Es sobrecogedor cómo estos días va cambiando nuestra actitud auditiva. Cómo acogemos con gratitud o resignación sonoridades que no eran más que una anécdota o nos irritaban. Cómo regresas del trabajo como quien vuelve de la trinchera, empapado el ánimo de la desoladora soledad de las calles confinadas, y te instalas en la alegría de unas risas infantiles que se cuelan desde el salón vecino y te invitan a ponerte tú también el chándal y las zapatillas de la normalidad, a echar el cerrojo de la puerta e ignorar un rato a ese mundo que va costando un horror reconocer. El silencio suspendido en la ausencia de libertad, en la falta de horizontes, en la incertidumbre, y que se expande como el cuerpo de un monstruo al desafiarlo, igual que crece la oscuridad con solo mirarla. Nos hemos vuelto sigilosos, con la única excepción del aplauso vespertino, ese que arranca como una lluvia tímida y regatea después su momento de acabar. Un aplauso que viene a decir que estamos escondidos, pero que ahí seguimos, pese a no saber, a no quererlo a ratos.

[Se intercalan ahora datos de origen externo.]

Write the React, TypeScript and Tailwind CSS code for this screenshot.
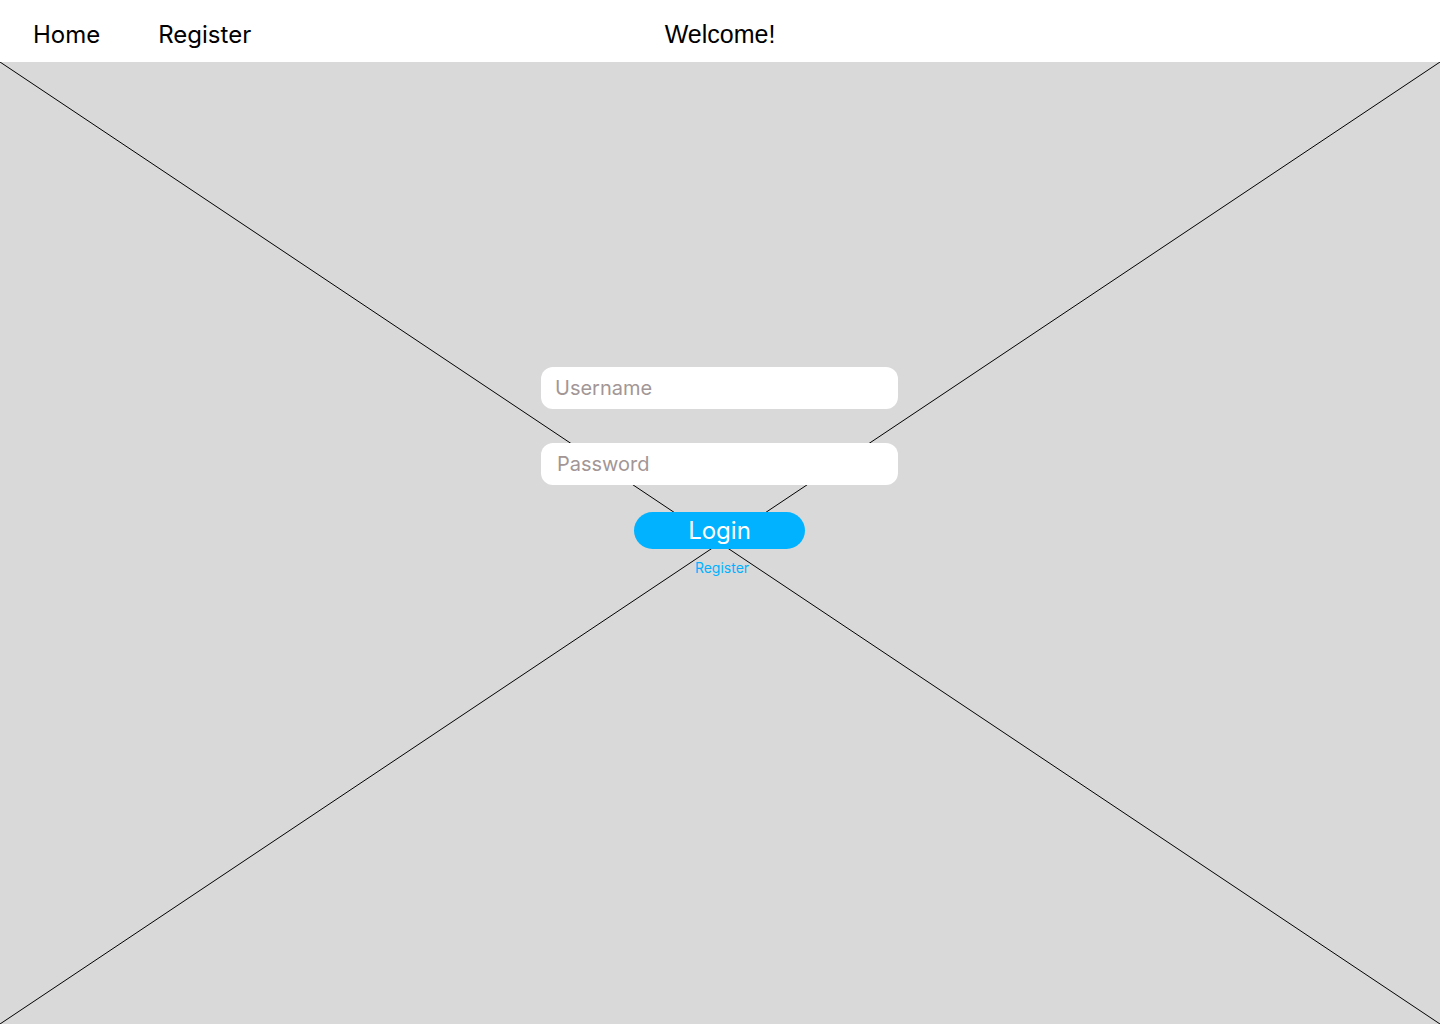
import React from 'react';

const inter = { fontFamily: 'Inter, "Noto Sans", sans-serif' };

export default function App() {
  return (
    <div className="w-[1440px] h-[1024px] flex flex-col bg-white" style={inter}>
      <header className="h-[62px] shrink-0 relative flex items-center pt-[8px] bg-white text-black">
        <nav className="flex items-center pl-[33px] gap-[58px] text-[24px]">
          <a href="#" className="text-black">Home</a>
          <a href="#" className="text-black">Register</a>
        </nav>
        <div
          className="absolute left-0 right-0 top-[8px] bottom-0 flex items-center justify-center text-[25px] text-black pointer-events-none"
          style={{ fontFamily: '"Liberation Sans", Arial, sans-serif' }}
        >
          Welcome!
        </div>
      </header>

      <main className="relative flex-1 bg-[#d9d9d9] overflow-hidden">
        {/* placeholder image cross */}
        <svg className="absolute inset-0 w-full h-full" viewBox="0 0 1440 962" preserveAspectRatio="none">
          <line x1="0" y1="0" x2="1440" y2="962" stroke="#000" strokeWidth="1" vectorEffect="non-scaling-stroke" />
          <line x1="1440" y1="0" x2="0" y2="962" stroke="#000" strokeWidth="1" vectorEffect="non-scaling-stroke" />
        </svg>

        <form className="relative flex flex-col items-center pt-[305px] pr-[1px]" onSubmit={(e) => e.preventDefault()}>
          <input
            type="text"
            placeholder="Username"
            className="w-[357px] h-[42px] rounded-[12px] bg-white px-[14px] text-[20px] text-black outline-none placeholder:text-[#a29696]"
          />
          <input
            type="password"
            placeholder="Password"
            className="mt-[34px] w-[357px] h-[42px] rounded-[12px] bg-white px-[16px] text-[20px] text-black outline-none placeholder:text-[#a29696]"
          />
          <button
            type="submit"
            className="mt-[27px] w-[171px] h-[37px] rounded-full bg-[#00b2ff] text-white text-[24px] leading-none flex items-center justify-center"
          >
            Login
          </button>
          <a href="#" className="mt-[10px] ml-[5px] text-[14px] leading-[17px] text-[#00b2ff]">Register</a>
        </form>
      </main>
    </div>
  );
}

Mi colega Pilar echa de menos tener un jardín. Ojalá yo tuviera un terrado, para elevar la vista por encima de los tejados, dejarla que se perdiera hasta donde hoy es impensable viajar, y volver a sentir que ese silencio sobre el que flota la ciudad es un refugio elegido y no una cárcel; que abajo, en la calle, sigue el trasiego habitual. Será formidable volver a escuchar el tintineo de las cucharillas contra las tazas en los cafés, el rumor de las conversaciones en las terrazas de los bares, el ruido de las prisas y de los cláxones, el taconeo sordo de los pasos en las callejuelas del barrio antiguo, la charla despreocupada en los aparadores de las tiendas.

Por ahora, y por si acaso, vamos aprendiendo sobre la marcha -nadie nos enseñó- a dosificar el optimismo, a racionar la queja, por si hay que aguantar mucho más tiempo este mutismo asumido que a ratos amenaza con despojarnos de nuestra cordura. Ojalá salga bien.